Reply with one number: the count of lines in the records below that hold "Tailwind".

* _AVAILABLE DATA_:
===

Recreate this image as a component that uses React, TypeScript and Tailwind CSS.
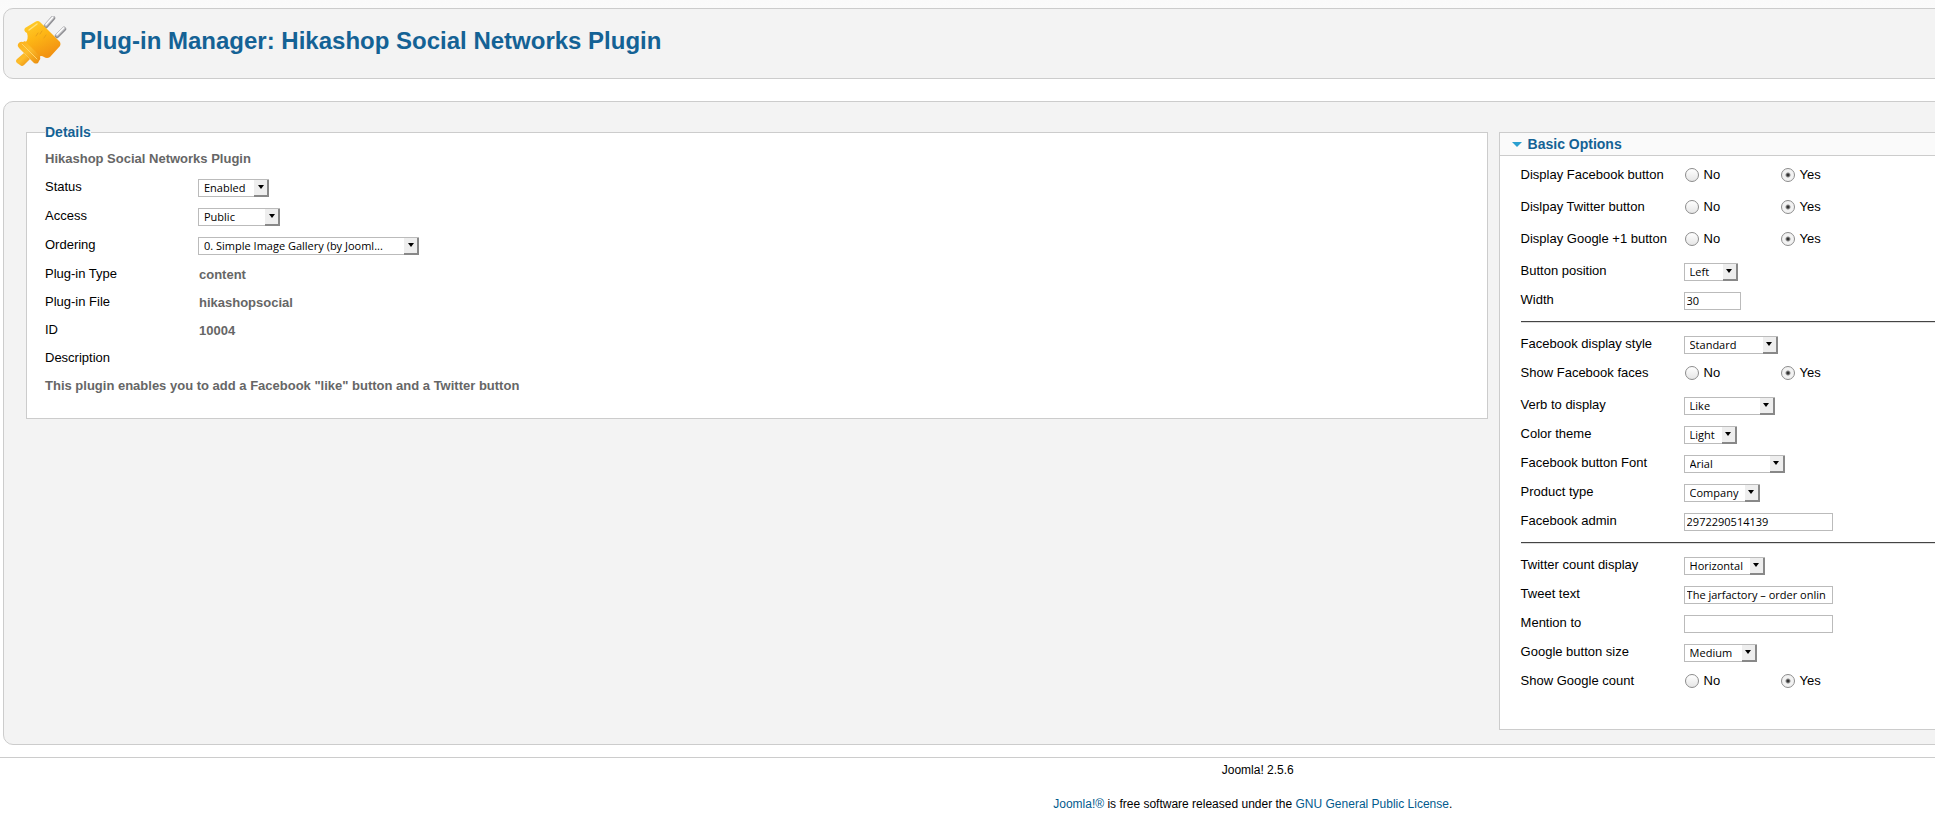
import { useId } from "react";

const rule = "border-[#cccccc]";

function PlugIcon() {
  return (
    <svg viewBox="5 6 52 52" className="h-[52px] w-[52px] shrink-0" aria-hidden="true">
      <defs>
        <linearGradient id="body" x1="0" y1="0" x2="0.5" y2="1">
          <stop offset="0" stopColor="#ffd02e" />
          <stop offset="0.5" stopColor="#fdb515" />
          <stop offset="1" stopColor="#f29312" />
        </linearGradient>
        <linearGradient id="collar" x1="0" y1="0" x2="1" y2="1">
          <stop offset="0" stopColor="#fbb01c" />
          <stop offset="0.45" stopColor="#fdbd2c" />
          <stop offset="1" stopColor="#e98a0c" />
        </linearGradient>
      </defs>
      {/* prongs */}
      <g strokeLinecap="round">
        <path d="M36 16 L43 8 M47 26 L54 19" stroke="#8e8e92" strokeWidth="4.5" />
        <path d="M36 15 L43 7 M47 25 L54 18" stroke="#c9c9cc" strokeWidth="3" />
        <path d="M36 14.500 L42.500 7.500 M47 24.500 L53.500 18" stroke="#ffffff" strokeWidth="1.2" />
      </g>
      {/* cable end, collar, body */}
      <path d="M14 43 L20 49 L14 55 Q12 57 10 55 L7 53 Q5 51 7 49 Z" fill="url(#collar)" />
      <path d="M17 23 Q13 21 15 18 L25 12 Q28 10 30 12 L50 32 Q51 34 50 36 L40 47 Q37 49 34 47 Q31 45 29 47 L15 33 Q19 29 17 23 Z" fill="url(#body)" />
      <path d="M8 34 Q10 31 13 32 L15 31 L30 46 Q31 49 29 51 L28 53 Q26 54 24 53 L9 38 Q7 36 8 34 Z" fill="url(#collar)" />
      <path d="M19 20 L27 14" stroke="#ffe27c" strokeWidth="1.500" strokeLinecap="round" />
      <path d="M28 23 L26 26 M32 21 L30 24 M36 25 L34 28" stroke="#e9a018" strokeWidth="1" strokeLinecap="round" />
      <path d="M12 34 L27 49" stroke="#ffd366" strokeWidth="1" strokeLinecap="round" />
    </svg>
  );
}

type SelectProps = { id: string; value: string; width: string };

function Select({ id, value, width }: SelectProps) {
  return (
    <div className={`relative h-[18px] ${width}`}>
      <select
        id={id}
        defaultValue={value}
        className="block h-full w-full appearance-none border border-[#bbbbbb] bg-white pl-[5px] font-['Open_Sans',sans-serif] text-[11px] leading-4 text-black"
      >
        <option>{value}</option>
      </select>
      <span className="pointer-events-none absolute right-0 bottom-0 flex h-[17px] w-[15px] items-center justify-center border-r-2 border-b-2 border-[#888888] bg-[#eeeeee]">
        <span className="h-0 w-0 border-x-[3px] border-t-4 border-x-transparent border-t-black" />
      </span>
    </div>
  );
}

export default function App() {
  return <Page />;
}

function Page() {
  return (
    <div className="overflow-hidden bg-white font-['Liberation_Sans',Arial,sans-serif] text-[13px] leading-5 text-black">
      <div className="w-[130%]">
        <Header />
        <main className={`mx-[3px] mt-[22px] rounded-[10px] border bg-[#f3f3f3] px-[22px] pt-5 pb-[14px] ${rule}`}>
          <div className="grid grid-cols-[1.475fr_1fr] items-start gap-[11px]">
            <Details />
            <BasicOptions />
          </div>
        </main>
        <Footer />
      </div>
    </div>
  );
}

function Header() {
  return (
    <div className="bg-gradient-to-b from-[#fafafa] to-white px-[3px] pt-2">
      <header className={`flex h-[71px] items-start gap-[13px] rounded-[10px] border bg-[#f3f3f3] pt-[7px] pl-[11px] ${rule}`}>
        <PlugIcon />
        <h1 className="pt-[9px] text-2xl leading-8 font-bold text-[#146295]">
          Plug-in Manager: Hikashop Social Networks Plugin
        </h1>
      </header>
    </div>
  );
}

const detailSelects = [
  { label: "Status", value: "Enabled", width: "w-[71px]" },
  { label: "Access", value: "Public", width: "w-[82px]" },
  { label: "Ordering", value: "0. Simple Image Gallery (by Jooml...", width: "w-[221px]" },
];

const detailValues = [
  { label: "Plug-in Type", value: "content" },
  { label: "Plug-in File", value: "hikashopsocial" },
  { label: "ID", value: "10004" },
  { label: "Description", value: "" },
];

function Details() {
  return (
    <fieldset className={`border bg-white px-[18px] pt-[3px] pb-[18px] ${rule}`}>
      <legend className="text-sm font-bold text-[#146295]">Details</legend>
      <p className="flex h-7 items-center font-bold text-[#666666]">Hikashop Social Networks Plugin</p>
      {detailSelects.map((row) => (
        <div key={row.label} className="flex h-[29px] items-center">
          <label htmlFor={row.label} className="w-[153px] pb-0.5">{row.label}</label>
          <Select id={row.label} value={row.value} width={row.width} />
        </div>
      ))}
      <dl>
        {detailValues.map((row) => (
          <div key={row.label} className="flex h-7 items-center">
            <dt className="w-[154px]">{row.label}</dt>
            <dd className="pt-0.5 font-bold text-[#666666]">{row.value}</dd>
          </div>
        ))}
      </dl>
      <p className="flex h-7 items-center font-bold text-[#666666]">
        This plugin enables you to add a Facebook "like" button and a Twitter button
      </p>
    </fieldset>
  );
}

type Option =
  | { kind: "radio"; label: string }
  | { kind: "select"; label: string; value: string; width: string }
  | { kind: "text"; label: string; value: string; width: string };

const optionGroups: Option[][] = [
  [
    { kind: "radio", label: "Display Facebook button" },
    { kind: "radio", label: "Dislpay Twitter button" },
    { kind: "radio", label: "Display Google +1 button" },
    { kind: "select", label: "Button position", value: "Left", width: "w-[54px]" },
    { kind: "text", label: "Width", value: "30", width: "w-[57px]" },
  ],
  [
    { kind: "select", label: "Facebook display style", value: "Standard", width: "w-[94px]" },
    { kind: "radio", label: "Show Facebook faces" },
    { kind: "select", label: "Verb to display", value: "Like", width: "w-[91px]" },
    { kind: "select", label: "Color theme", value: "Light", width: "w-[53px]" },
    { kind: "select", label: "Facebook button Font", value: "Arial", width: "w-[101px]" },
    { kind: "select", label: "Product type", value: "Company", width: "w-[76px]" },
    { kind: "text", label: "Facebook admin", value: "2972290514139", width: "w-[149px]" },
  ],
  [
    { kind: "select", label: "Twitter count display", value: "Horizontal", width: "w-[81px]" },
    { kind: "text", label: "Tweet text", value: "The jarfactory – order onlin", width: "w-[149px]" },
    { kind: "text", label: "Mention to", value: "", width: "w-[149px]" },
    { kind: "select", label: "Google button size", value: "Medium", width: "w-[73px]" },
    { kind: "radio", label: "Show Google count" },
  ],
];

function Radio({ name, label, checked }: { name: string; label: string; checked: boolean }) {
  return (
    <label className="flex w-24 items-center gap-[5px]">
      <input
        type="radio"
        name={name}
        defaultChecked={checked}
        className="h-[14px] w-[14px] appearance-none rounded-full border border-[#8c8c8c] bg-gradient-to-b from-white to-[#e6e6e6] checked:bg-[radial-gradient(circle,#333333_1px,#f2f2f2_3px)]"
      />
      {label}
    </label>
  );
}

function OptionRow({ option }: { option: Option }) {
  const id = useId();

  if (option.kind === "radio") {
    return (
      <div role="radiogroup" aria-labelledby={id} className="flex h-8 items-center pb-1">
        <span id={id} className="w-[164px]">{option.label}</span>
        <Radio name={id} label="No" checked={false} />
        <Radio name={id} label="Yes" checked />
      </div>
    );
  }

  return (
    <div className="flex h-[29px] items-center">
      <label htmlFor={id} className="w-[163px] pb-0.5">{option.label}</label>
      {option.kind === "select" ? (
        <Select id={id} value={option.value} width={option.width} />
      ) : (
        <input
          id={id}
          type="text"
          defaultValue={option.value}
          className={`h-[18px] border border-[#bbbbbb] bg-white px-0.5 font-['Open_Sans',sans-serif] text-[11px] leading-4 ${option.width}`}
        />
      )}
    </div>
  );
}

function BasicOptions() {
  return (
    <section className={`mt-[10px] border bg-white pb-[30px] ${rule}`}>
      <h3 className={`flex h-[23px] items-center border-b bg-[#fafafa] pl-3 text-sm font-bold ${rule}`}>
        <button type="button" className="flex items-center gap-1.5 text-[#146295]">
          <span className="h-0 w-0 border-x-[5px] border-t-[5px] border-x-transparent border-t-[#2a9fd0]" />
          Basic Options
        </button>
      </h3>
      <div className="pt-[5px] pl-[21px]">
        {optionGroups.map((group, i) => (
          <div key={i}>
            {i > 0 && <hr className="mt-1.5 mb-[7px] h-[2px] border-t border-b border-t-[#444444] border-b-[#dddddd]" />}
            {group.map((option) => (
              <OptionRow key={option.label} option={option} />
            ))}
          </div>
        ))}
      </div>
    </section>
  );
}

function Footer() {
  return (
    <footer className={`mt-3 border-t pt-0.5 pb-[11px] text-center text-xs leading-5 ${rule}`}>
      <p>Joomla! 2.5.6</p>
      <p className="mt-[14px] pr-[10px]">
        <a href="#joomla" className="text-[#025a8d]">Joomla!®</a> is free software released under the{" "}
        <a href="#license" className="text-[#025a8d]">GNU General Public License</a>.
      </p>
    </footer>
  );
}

===

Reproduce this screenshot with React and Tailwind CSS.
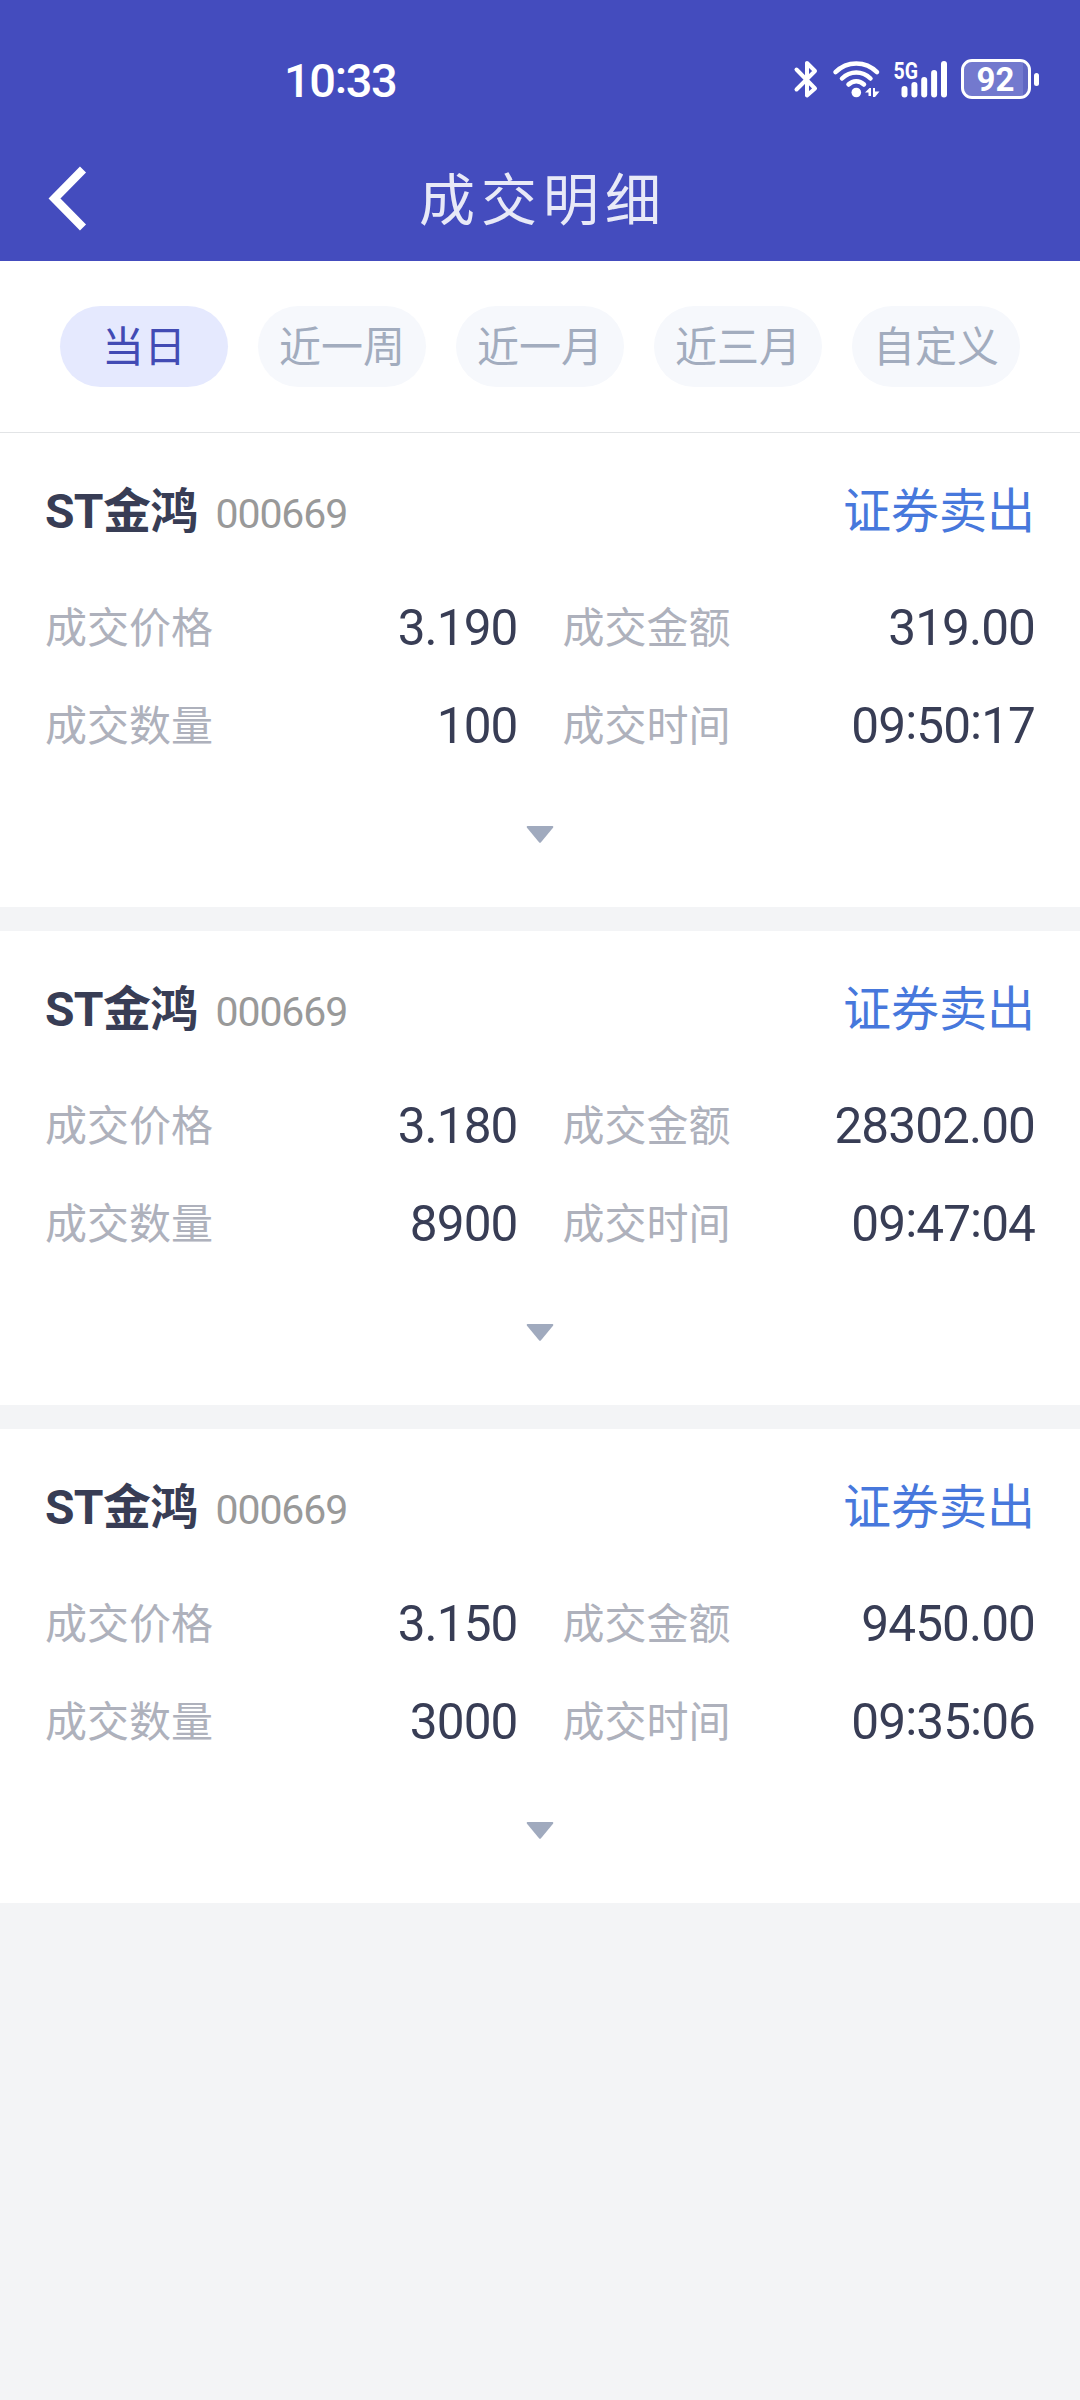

===

* _ANSWER BELOW_:
2